# TASK INPUTS start

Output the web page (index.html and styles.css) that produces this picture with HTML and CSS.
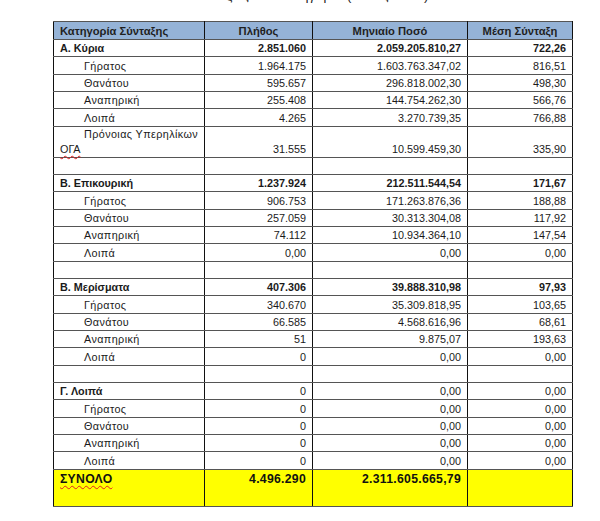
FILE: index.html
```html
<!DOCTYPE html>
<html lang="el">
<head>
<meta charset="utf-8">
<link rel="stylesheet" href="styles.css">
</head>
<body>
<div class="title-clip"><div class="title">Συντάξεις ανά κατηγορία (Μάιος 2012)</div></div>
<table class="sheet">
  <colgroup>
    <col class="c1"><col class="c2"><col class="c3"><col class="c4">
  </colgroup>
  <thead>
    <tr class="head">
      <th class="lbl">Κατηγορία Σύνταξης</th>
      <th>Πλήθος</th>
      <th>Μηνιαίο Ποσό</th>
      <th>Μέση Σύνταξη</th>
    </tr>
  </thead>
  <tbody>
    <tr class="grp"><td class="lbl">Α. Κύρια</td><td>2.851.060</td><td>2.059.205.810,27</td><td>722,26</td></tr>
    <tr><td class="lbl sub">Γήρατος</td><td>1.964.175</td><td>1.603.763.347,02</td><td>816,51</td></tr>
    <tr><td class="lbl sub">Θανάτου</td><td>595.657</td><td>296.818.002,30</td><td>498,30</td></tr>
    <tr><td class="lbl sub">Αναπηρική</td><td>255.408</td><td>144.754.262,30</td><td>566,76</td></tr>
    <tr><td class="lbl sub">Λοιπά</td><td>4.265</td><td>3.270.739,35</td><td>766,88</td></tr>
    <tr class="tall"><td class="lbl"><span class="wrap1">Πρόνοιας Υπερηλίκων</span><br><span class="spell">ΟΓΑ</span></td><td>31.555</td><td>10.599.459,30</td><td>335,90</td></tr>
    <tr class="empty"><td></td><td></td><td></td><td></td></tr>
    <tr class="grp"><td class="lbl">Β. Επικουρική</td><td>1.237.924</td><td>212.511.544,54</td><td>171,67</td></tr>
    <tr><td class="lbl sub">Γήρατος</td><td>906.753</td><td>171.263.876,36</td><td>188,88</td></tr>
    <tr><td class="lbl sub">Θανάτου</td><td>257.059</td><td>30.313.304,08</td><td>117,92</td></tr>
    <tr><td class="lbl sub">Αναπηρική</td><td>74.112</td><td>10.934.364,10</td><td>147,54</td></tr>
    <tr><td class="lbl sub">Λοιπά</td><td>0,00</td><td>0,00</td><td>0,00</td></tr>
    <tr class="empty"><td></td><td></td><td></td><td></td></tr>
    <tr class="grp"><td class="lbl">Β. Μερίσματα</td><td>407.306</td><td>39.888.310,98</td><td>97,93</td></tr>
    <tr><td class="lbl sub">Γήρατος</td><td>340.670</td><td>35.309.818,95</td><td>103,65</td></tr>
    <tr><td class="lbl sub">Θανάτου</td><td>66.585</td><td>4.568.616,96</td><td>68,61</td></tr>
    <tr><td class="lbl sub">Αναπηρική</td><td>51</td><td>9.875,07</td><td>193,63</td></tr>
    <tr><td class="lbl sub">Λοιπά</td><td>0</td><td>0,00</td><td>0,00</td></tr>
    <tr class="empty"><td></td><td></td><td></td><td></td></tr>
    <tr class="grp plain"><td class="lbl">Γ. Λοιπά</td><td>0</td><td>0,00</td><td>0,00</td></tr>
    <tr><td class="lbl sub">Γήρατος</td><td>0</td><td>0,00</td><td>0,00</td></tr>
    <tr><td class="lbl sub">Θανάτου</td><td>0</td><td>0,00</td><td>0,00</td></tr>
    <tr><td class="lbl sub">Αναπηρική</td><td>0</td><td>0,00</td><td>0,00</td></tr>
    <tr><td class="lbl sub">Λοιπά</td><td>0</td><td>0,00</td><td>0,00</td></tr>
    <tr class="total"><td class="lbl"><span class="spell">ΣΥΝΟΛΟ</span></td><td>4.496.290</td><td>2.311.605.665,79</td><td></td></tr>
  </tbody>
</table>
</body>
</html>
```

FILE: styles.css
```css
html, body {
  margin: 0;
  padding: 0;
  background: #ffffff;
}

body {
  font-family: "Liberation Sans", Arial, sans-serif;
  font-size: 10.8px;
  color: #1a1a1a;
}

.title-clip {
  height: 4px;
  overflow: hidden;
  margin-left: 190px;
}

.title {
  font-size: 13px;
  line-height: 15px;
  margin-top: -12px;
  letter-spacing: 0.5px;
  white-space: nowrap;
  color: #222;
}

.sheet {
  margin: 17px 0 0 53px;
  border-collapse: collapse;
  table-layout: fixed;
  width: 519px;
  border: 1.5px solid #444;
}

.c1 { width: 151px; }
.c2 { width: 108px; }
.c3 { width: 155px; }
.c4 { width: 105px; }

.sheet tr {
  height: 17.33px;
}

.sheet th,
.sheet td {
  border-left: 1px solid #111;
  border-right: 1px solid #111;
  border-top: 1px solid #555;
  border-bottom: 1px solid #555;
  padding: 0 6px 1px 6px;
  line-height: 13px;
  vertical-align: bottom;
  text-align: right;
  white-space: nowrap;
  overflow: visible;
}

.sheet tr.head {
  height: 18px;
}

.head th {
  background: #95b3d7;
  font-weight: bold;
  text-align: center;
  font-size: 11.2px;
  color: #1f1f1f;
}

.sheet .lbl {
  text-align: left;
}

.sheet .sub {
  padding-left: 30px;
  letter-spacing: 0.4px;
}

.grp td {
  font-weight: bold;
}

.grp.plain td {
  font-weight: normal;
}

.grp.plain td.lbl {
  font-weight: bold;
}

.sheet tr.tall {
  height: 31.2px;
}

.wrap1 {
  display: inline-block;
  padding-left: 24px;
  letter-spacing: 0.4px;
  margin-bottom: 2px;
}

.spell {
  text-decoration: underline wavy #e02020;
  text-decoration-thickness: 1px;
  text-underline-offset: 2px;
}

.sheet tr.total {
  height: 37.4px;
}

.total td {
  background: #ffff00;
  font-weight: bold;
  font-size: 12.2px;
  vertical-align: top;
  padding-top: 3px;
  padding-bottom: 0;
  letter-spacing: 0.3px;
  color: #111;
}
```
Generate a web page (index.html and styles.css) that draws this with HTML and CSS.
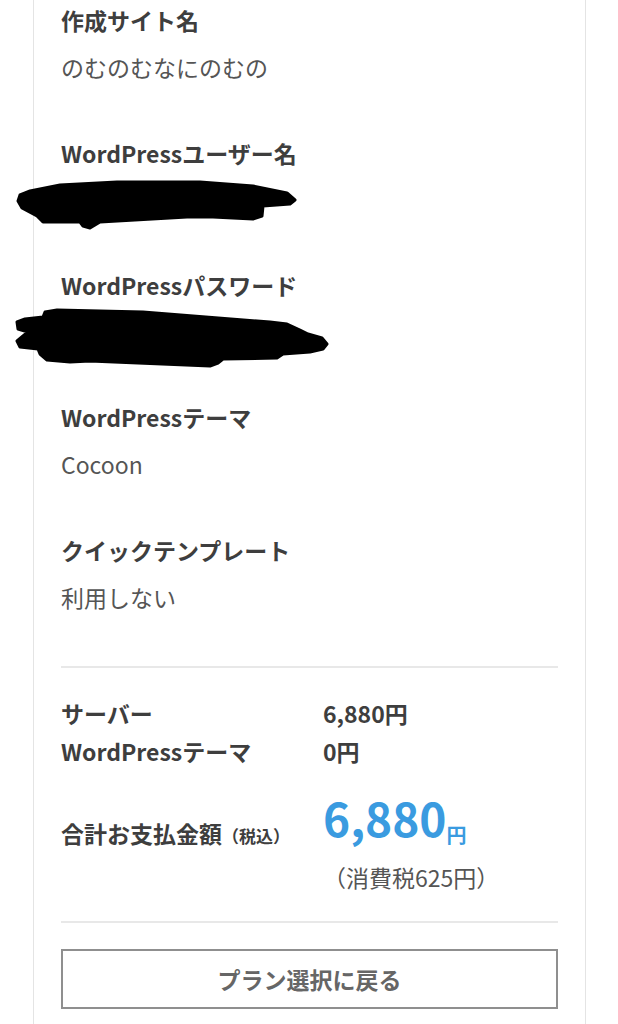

# TASK INPUTS end

- GIVEN INSTRUCTION
Omit the pictures. Output every record above word for word.

- EXPECTED OUTPUT
Output the web page (index.html and styles.css) that produces this picture with HTML and CSS.
FILE: index.html
```html
<!DOCTYPE html>
<html lang="el">
<head>
<meta charset="utf-8">
<link rel="stylesheet" href="styles.css">
</head>
<body>
<div class="title-clip"><div class="title">Συντάξεις ανά κατηγορία (Μάιος 2012)</div></div>
<table class="sheet">
  <colgroup>
    <col class="c1"><col class="c2"><col class="c3"><col class="c4">
  </colgroup>
  <thead>
    <tr class="head">
      <th class="lbl">Κατηγορία Σύνταξης</th>
      <th>Πλήθος</th>
      <th>Μηνιαίο Ποσό</th>
      <th>Μέση Σύνταξη</th>
    </tr>
  </thead>
  <tbody>
    <tr class="grp"><td class="lbl">Α. Κύρια</td><td>2.851.060</td><td>2.059.205.810,27</td><td>722,26</td></tr>
    <tr><td class="lbl sub">Γήρατος</td><td>1.964.175</td><td>1.603.763.347,02</td><td>816,51</td></tr>
    <tr><td class="lbl sub">Θανάτου</td><td>595.657</td><td>296.818.002,30</td><td>498,30</td></tr>
    <tr><td class="lbl sub">Αναπηρική</td><td>255.408</td><td>144.754.262,30</td><td>566,76</td></tr>
    <tr><td class="lbl sub">Λοιπά</td><td>4.265</td><td>3.270.739,35</td><td>766,88</td></tr>
    <tr class="tall"><td class="lbl"><span class="wrap1">Πρόνοιας Υπερηλίκων</span><br><span class="spell">ΟΓΑ</span></td><td>31.555</td><td>10.599.459,30</td><td>335,90</td></tr>
    <tr class="empty"><td></td><td></td><td></td><td></td></tr>
    <tr class="grp"><td class="lbl">Β. Επικουρική</td><td>1.237.924</td><td>212.511.544,54</td><td>171,67</td></tr>
    <tr><td class="lbl sub">Γήρατος</td><td>906.753</td><td>171.263.876,36</td><td>188,88</td></tr>
    <tr><td class="lbl sub">Θανάτου</td><td>257.059</td><td>30.313.304,08</td><td>117,92</td></tr>
    <tr><td class="lbl sub">Αναπηρική</td><td>74.112</td><td>10.934.364,10</td><td>147,54</td></tr>
    <tr><td class="lbl sub">Λοιπά</td><td>0,00</td><td>0,00</td><td>0,00</td></tr>
    <tr class="empty"><td></td><td></td><td></td><td></td></tr>
    <tr class="grp"><td class="lbl">Β. Μερίσματα</td><td>407.306</td><td>39.888.310,98</td><td>97,93</td></tr>
    <tr><td class="lbl sub">Γήρατος</td><td>340.670</td><td>35.309.818,95</td><td>103,65</td></tr>
    <tr><td class="lbl sub">Θανάτου</td><td>66.585</td><td>4.568.616,96</td><td>68,61</td></tr>
    <tr><td class="lbl sub">Αναπηρική</td><td>51</td><td>9.875,07</td><td>193,63</td></tr>
    <tr><td class="lbl sub">Λοιπά</td><td>0</td><td>0,00</td><td>0,00</td></tr>
    <tr class="empty"><td></td><td></td><td></td><td></td></tr>
    <tr class="grp plain"><td class="lbl">Γ. Λοιπά</td><td>0</td><td>0,00</td><td>0,00</td></tr>
    <tr><td class="lbl sub">Γήρατος</td><td>0</td><td>0,00</td><td>0,00</td></tr>
    <tr><td class="lbl sub">Θανάτου</td><td>0</td><td>0,00</td><td>0,00</td></tr>
    <tr><td class="lbl sub">Αναπηρική</td><td>0</td><td>0,00</td><td>0,00</td></tr>
    <tr><td class="lbl sub">Λοιπά</td><td>0</td><td>0,00</td><td>0,00</td></tr>
    <tr class="total"><td class="lbl"><span class="spell">ΣΥΝΟΛΟ</span></td><td>4.496.290</td><td>2.311.605.665,79</td><td></td></tr>
  </tbody>
</table>
</body>
</html>
```

FILE: styles.css
```css
html, body {
  margin: 0;
  padding: 0;
  background: #ffffff;
}

body {
  font-family: "Liberation Sans", Arial, sans-serif;
  font-size: 10.8px;
  color: #1a1a1a;
}

.title-clip {
  height: 4px;
  overflow: hidden;
  margin-left: 190px;
}

.title {
  font-size: 13px;
  line-height: 15px;
  margin-top: -12px;
  letter-spacing: 0.5px;
  white-space: nowrap;
  color: #222;
}

.sheet {
  margin: 17px 0 0 53px;
  border-collapse: collapse;
  table-layout: fixed;
  width: 519px;
  border: 1.5px solid #444;
}

.c1 { width: 151px; }
.c2 { width: 108px; }
.c3 { width: 155px; }
.c4 { width: 105px; }

.sheet tr {
  height: 17.33px;
}

.sheet th,
.sheet td {
  border-left: 1px solid #111;
  border-right: 1px solid #111;
  border-top: 1px solid #555;
  border-bottom: 1px solid #555;
  padding: 0 6px 1px 6px;
  line-height: 13px;
  vertical-align: bottom;
  text-align: right;
  white-space: nowrap;
  overflow: visible;
}

.sheet tr.head {
  height: 18px;
}

.head th {
  background: #95b3d7;
  font-weight: bold;
  text-align: center;
  font-size: 11.2px;
  color: #1f1f1f;
}

.sheet .lbl {
  text-align: left;
}

.sheet .sub {
  padding-left: 30px;
  letter-spacing: 0.4px;
}

.grp td {
  font-weight: bold;
}

.grp.plain td {
  font-weight: normal;
}

.grp.plain td.lbl {
  font-weight: bold;
}

.sheet tr.tall {
  height: 31.2px;
}

.wrap1 {
  display: inline-block;
  padding-left: 24px;
  letter-spacing: 0.4px;
  margin-bottom: 2px;
}

.spell {
  text-decoration: underline wavy #e02020;
  text-decoration-thickness: 1px;
  text-underline-offset: 2px;
}

.sheet tr.total {
  height: 37.4px;
}

.total td {
  background: #ffff00;
  font-weight: bold;
  font-size: 12.2px;
  vertical-align: top;
  padding-top: 3px;
  padding-bottom: 0;
  letter-spacing: 0.3px;
  color: #111;
}
```
Generate a web page (index.html and styles.css) that draws this with HTML and CSS.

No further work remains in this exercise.